几乎十年不动笔了,现在连有些字都忘了怎么写。这短短的回忆文字,断断续续写了十几天,真是老得不行了。“宗师”们早已作古,以此,作为学生对他们的纪念吧!
朱恩彬简历
朱恩彬,男,汉族,安徽和县人,农历1933年11月底生。父母皆地道农民,土改时划为贫农。由于家境贫寒,所以从初中到大学,一直读师范学校,因师范管饭,不收费。初中读和县简易师范,高中读羌湖师范,1953年被保送到山东师范学院(今山东师大)读中文本科。1957年毕业留校任助教。1958年1月,被派往农村劳动锻炼,与贫下中农同吃同住同劳动,当了一年零五个月的农民。1959年5月回校任文学院理论课教师。1960年9月,经学校批准,考入中国人民大学文学理论研究班。1963年9月又回到山东师大任教至退休。中间被教育部派往朝鲜工作两年(1983年1月1985年1月),任中国文化代表团团长。

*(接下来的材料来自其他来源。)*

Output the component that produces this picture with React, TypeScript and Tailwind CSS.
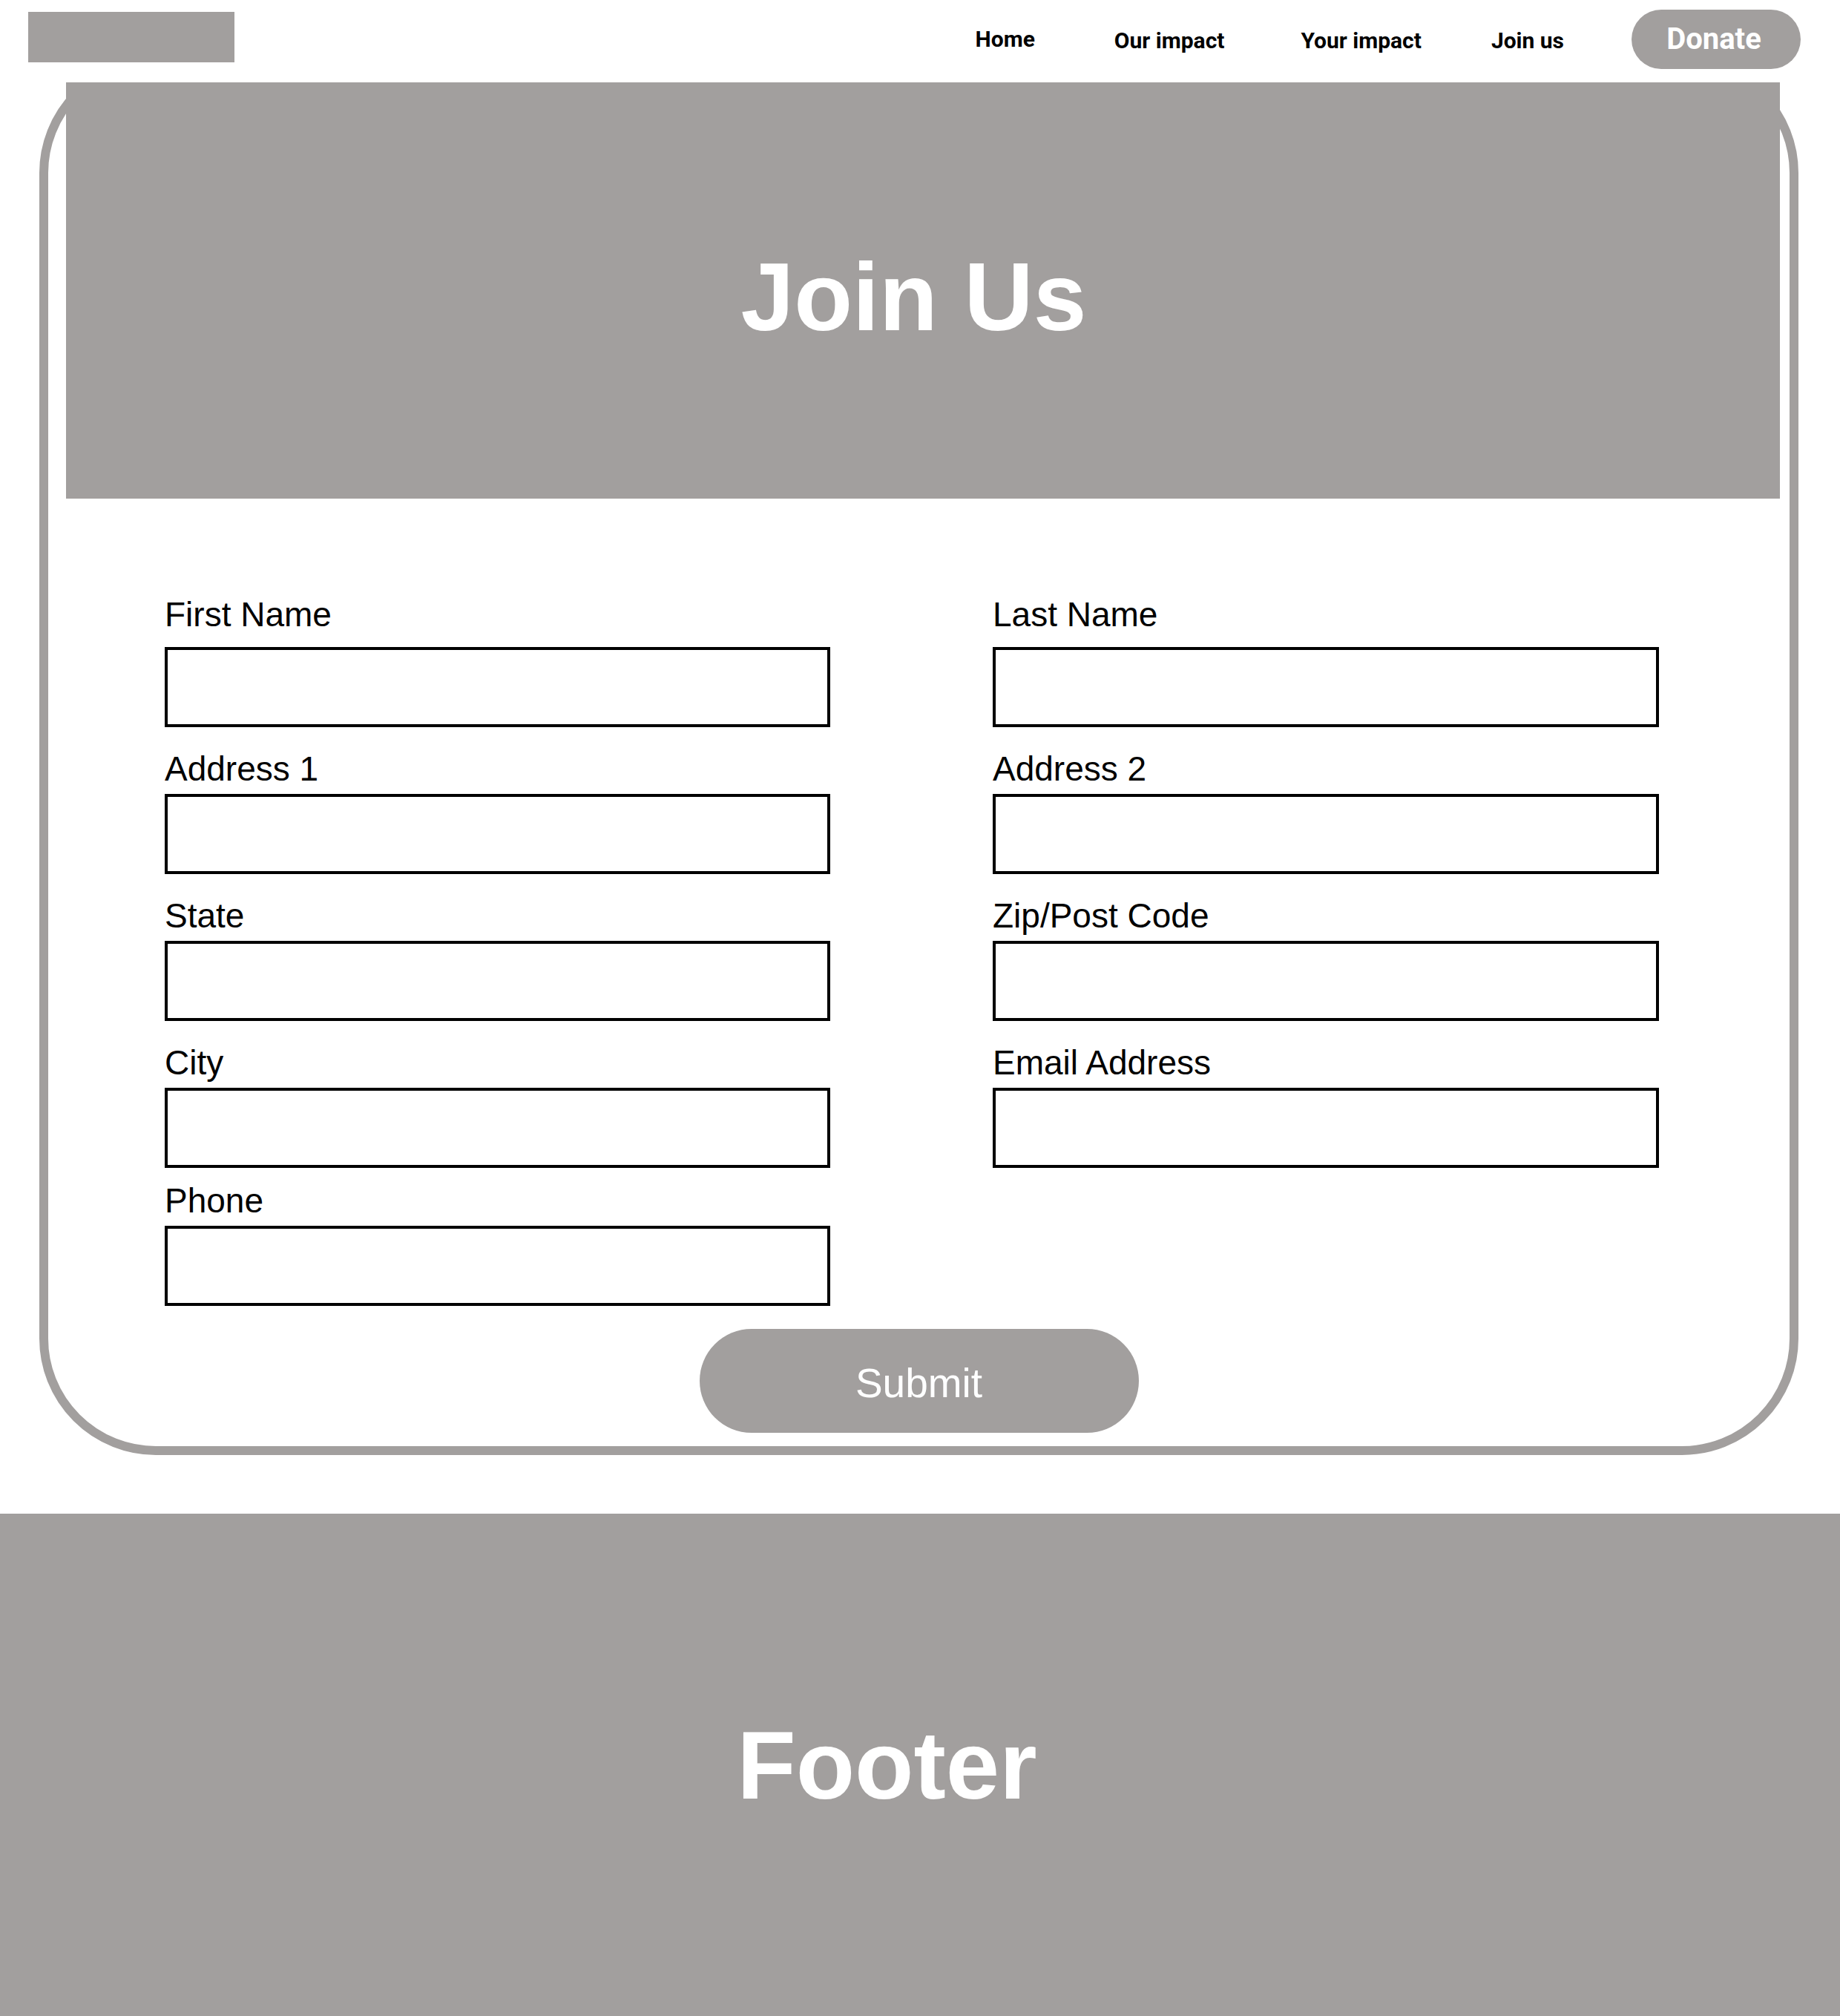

现为山东师范大学文学院教授,中国作家学会会员,中国古代文论学会理事,山东美学学会副会长兼秘书长(几年前退出)。任教时讲授过:文学概论、美学专题、马恩文论、中国文学批评史等课程。曾在《光明日报》、《文艺研究》、《文史哲》、《中国古代文学理论研究》、《山东文学》、《东岳论丛》、《北方论丛》、《大众日报》、《山师大学报》等等报刊上发表过长长短短的60余篇文章。著作有《文学概论》、《中国文学理论史概要》、《中国古代文艺心理学》、《文坛百代领风骚——儒家的文学精神》、《生活·心灵·艺术》,参编了由陈良运主编的《中国历史诗学论著选》、《中国历代文章学论著选》,主选了明代部分,并加以注释和评析。编选过《外国作家谈创作经验》上下集。
我开始发表文章还是比较早的,1959年就在《山东文学》上发表了第一篇论文,题为:《纪念列宁,捍卫文学的党性》。1964年就在《光明日报·文学遗产》栏上发表了论文《刘鹗的老残游记》,接着在当时《文史哲》刊物上发表两篇论文。正在我发表欲旺盛的时期,1965年就被派到工厂搞“四清”,回来时文化大革命就开始了,一搞就是十年。青春期白白浪费了,就如歌词所说:“我的青春小鸟一去不回来”了。文章也多是上世纪“四人帮”打倒后发表的。1986年后,在学校思想混乱的年代,又倒霉当了几年系主任,搞得我筋疲力尽,安不下心做学问,回头看,也真是因“虚度年华而悔恨”了。